When Australia posted its GDP growth results in the first quarter of 2017, the numbers told two stories. Growth was on one hand, the slowest posted since the GFC-induced slowdown in 2009. It also saw the nation overtake the Netherlands as having the longest uninterrupted period of economic growth of a major nation. The headlines hid a second story...

Sharing Income in the Australian Economy

Source: ABS. Data to 31 March 2017

Company profits are up, as household incomes weaken…

There has been two key factors behind this development. Income growth is flowing through to company profits, up 17% in 12 months. Higher commodity prices and a lift in the terms of trade have helped the profit share increase. On the household side, the key issue is record low wages growth, currently at just 1.9%/yr, resulting in household income growth falling to a 15-year low. 

An increase in part-time work and an elevated unemployment rate helps explain the weakness in household income growth. Part-time employment has risen to 32% of the work force, up from 25% in the mid-1990s and part-time employment growth has been twice that of full-time. Some of this change has been driven by an increase in employment in sectors such as retail, health and tourism – which favour part-time workers. An increase in the female workforce participation rate is also a factor here. But the major cause remains the relatively high unemployment rate, currently at 5.7%, while the underemployment rate is even higher at 8.7%. 

….impacting consumer confidence

This subdued household income, at a time when household debt levels are at a record high, has led to a clear deterioration in consumer confidence. The June 2017 Westpac Consumer Confidence survey found consumers have a downbeat assessment of their view of the economy over 1 year and 5 years and overall confidence is around 5% below its long run average. 

It is also worth noting that while retail sales were growing by 2.2%/yr to March, households are dedicating a higher share of their wallet towards spending on essentials - such as utilities and rents. This has heavily impacted the share prices of listed retailers.

Leading to low savings….

Low household income growth combined with consumers using savings to maintain spending habits has seen the savings rate near 9 year lows of 4.7%, compared to a peak of 10.9% in Q4 2008. With income growth unlikely to rise anytime soon, households will increasingly be faced with the choice of either lowering their savings rate further (which itself has a limit) or reducing their expenditure on discretionary items even further.
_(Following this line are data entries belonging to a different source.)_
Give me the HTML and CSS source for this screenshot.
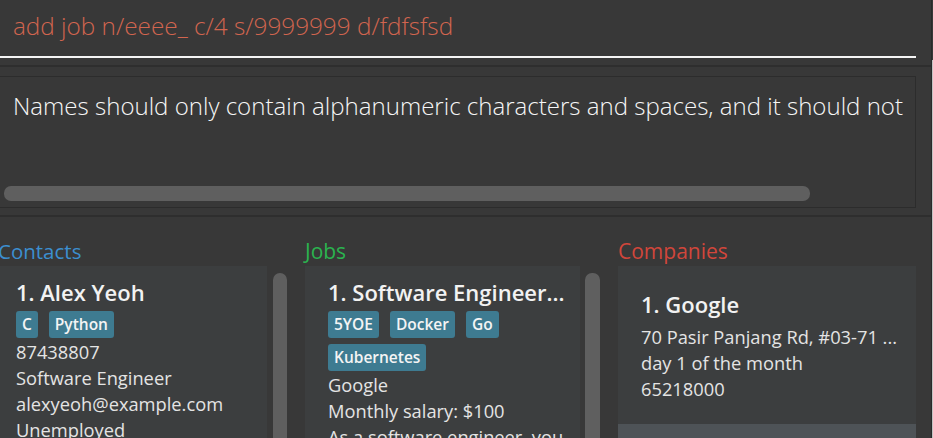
FILE: index.html
```html
<!DOCTYPE html>
<html>
<head>
<meta charset="utf-8">
<link rel="stylesheet" href="styles.css">
</head>
<body>
<div class="app">
  <main class="main">
    <div class="command-box">
      <div class="command-input">add job n/eeee_ c/4 s/9999999 d/fdfsfsd</div>
    </div>
    <div class="underline"></div>
    <div class="divider first"></div>
    <div class="result-box">
      <div class="result-text">Names should only contain alphanumeric characters and spaces, and it should not</div>
      <div class="hscroll"><div class="hthumb"></div></div>
    </div>
    <div class="divider second"></div>
    <div class="lists">
      <section class="col col-contacts">
        <h2 class="title title-contacts">Contacts</h2>
        <div class="list-body">
          <div class="cards">
            <div class="card">
              <div class="card-name">1. Alex Yeoh</div>
              <div class="tags">
                <span class="tag">C</span>
                <span class="tag">Python</span>
              </div>
              <div class="line">87438807</div>
              <div class="line">Software Engineer</div>
              <div class="line">alexyeoh@example.com</div>
              <div class="line">Unemployed</div>
            </div>
          </div>
          <div class="vscroll"></div>
        </div>
      </section>
      <section class="col col-jobs">
        <h2 class="title title-jobs">Jobs</h2>
        <div class="list-body">
          <div class="cards">
            <div class="card">
              <div class="card-name">1. Software Engineer...</div>
              <div class="tags">
                <span class="tag">5YOE</span>
                <span class="tag">Docker</span>
                <span class="tag">Go</span>
                <span class="tag">Kubernetes</span>
              </div>
              <div class="line">Google</div>
              <div class="line">Monthly salary: $100</div>
              <div class="line">As a software engineer, you</div>
            </div>
          </div>
          <div class="vscroll"></div>
        </div>
      </section>
      <section class="col col-companies">
        <h2 class="title title-companies">Companies</h2>
        <div class="list-body">
          <div class="cards">
            <div class="card company-card">
              <div class="card-name">1. Google</div>
              <div class="line">70 Pasir Panjang Rd, #03-71 ...</div>
              <div class="line">day 1 of the month</div>
              <div class="line">65218000</div>
            </div>
            <div class="card-odd"></div>
          </div>
        </div>
      </section>
    </div>
  </main>
  <aside class="edge"><div class="edge-thumb"></div></aside>
</div>
</body>
</html>
```

FILE: styles.css
```css
* { box-sizing: border-box; }

html, body {
  margin: 0;
  padding: 0;
  background: #383838;
  overflow: hidden;
}

body {
  width: 933px;
  height: 438px;
  font-family: "Open Sans", "Noto Sans", sans-serif;
  color: #e8e8e8;
}

.app {
  display: flex;
  width: 933px;
  height: 438px;
}

.main {
  width: 931px;
  display: flex;
  flex-direction: column;
  overflow: hidden;
}

.edge {
  width: 2px;
  border-left: 1px solid #2a2a2a;
  display: flex;
  flex-direction: column;
}

.edge-thumb {
  margin-top: 60px;
  flex: 1;
  background: #c4c4c4;
}

/* command box */
.command-box {
  height: 56px;
  padding: 10px 0 0 13px;
}

.command-input {
  font-size: 24.3px;
  font-weight: 300;
  color: #d2654f;
  line-height: 32px;
  white-space: nowrap;
}

.underline {
  width: 916px;
  height: 2px;
  background: #f4f4f4;
}

.divider {
  height: 2px;
  background: #2e2e2e;
  flex: none;
}

.divider.first {
  margin-top: 7px;
}

/* result display */
.result-box {
  margin-top: 9px;
  width: 916px;
  height: 132px;
  border: 1px solid #2c2c2c;
  border-left: none;
  padding: 13px 0 0 13px;
  display: flex;
  flex-direction: column;
  flex: none;
}

.result-text {
  font-size: 24.05px;
  font-weight: 300;
  color: #f6f6f6;
  line-height: 32px;
  white-space: nowrap;
}

.hscroll {
  margin-top: auto;
  margin-bottom: 6px;
  margin-left: -9px;
}

.hthumb {
  width: 806px;
  height: 15px;
  background: #5f5f5f;
  border-radius: 7px;
}

.divider.second {
  margin-top: 7px;
}

/* lists */
.lists {
  display: flex;
  flex: 1;
  min-height: 0;
}

.col {
  display: flex;
  flex-direction: column;
  min-height: 0;
}

.col-contacts { width: 305px; }
.col-jobs { width: 313px; }
.col-companies { width: 298px; }

.title {
  margin: 0;
  height: 49px;
  padding-top: 20px;
  font-size: 20.5px;
  font-weight: 400;
  line-height: 28px;
}

.title-contacts { color: #3c8fd0; margin-left: -2px; }
.title-jobs { color: #2bb34f; font-size: 21px; }
.title-companies { color: #d1463b; font-size: 21px; }

.list-body {
  display: flex;
  flex: 1;
  min-height: 0;
}

.cards {
  flex: 1;
  display: flex;
  flex-direction: column;
  min-width: 0;
}

.col-contacts .cards { flex: none; width: 267px; }
.col-jobs .cards { flex: none; width: 275px; }

.vscroll {
  margin-top: 7px;
  width: 15px;
  background: #5f5f5f;
  border-radius: 7px 7px 0 0;
}

.col-contacts .vscroll { margin-left: 6px; width: 14px; }
.col-jobs .vscroll { margin-left: 5px; }

.card {
  background: #3c3e3f;
  padding: 11px 10px 0 16px;
  flex: 1;
}

.col-jobs .card { padding-left: 23px; }

.card-name {
  font-size: 22px;
  font-weight: 600;
  color: #f2f2f2;
  line-height: 30px;
  white-space: nowrap;
  overflow: hidden;
}

.tags {
  display: flex;
  flex-wrap: wrap;
  gap: 6px 11px;
  margin: 4px 0 1px;
}

.tag {
  background: #3e7b91;
  color: #f4f4f4;
  font-size: 15.5px;
  font-weight: 600;
  line-height: 27px;
  height: 27px;
  padding: 0 6px;
  border-radius: 3px;
}

.line {
  font-size: 18.3px;
  line-height: 26px;
  color: #e4e4e4;
  white-space: nowrap;
  overflow: hidden;
}

.company-card {
  flex: none;
  height: 158px;
  padding: 23px 10px 0 23px;
}

.company-card .card-name {
  margin-bottom: 5px;
}

.card-odd {
  flex: 1;
  background: #4e5357;
}
```
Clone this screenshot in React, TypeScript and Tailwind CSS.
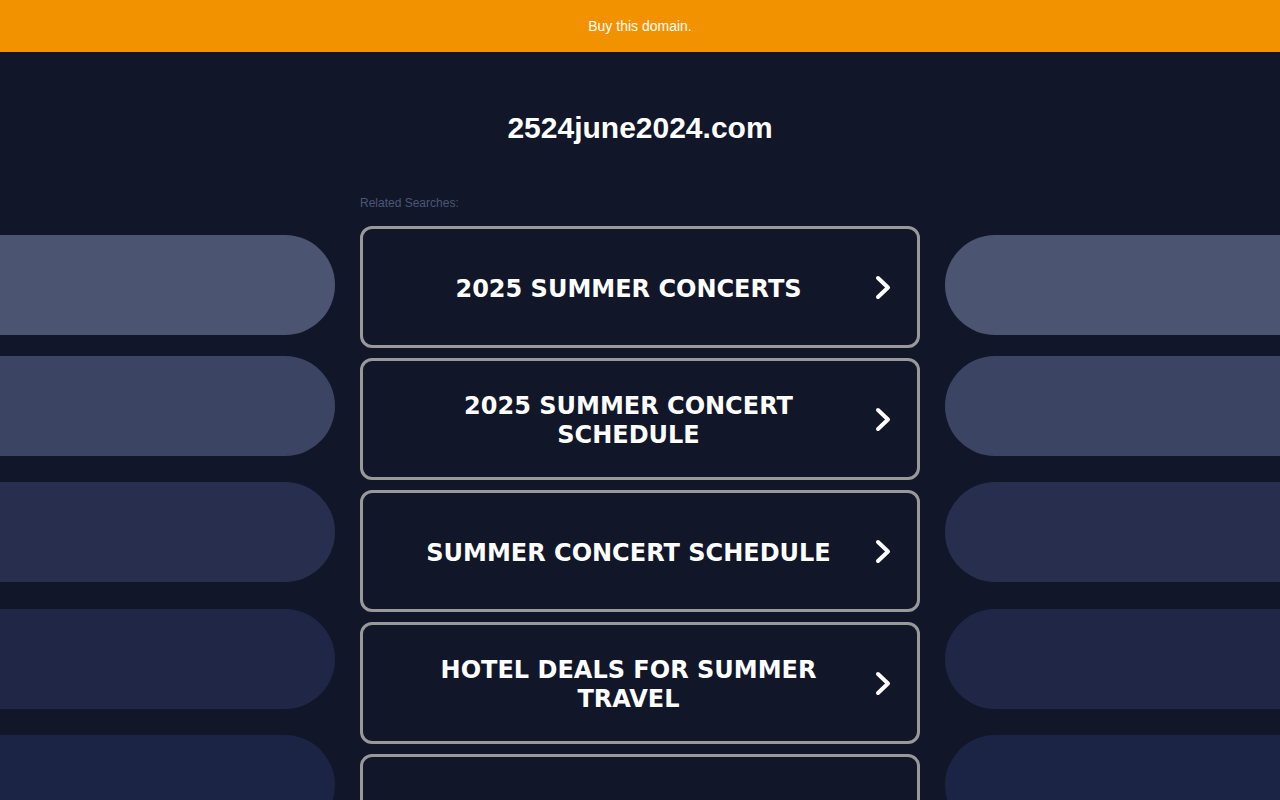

Which lever will policy-makers pull?

1. Boost incomes with another interest rate cut

Traditionally, with inflation just below the Reserve Bank of Australia’s (RBA) 2-3% target, one way to help boost household incomes would be for the RBA to cut interest rates again. But with financial stability risks upgraded in importance under Governor Lowe, this is unlikely. Indeed, we continue to hold the view that the RBA is likely to maintain the 1.5% cash rate well into 2018.

2. Introduce new wages policy for low income earners 

The recent minimum wage increase of 3.3%/yr could be the first step. While this covers less than 20% of workers, it could flow through into other wage decisions and could help to correct the wages/profit share dilemma.

3. Boost household income growth through income tax cuts 

The other option is fiscal policy. There are currently unlegislated company tax cuts worth around $A40bn over 10 years in the Budget. This would have taken the company tax rate down gradually to 25% in 2026/27 for all companies. Currently the Federal Government is finding it difficult to pass this legislation through the Senate for businesses with over $A50m in turnover. What if some of these company tax cut funds are redeployed to boost household income growth through income tax cuts? New Zealand have just introduced income tax cuts (ahead of an election later this year) and in Australia this would likely be more politically palatable in an environment of rising profit share and lower wages share. This would improve household income growth and boost consumption if the tax cuts were focussed on lower-to-middle income households (who have a greater propensity to consume and help return Australia’s growth closer to trend). Perhaps this is an idea a Government or Opposition in Australia may find attractive ahead of the next election.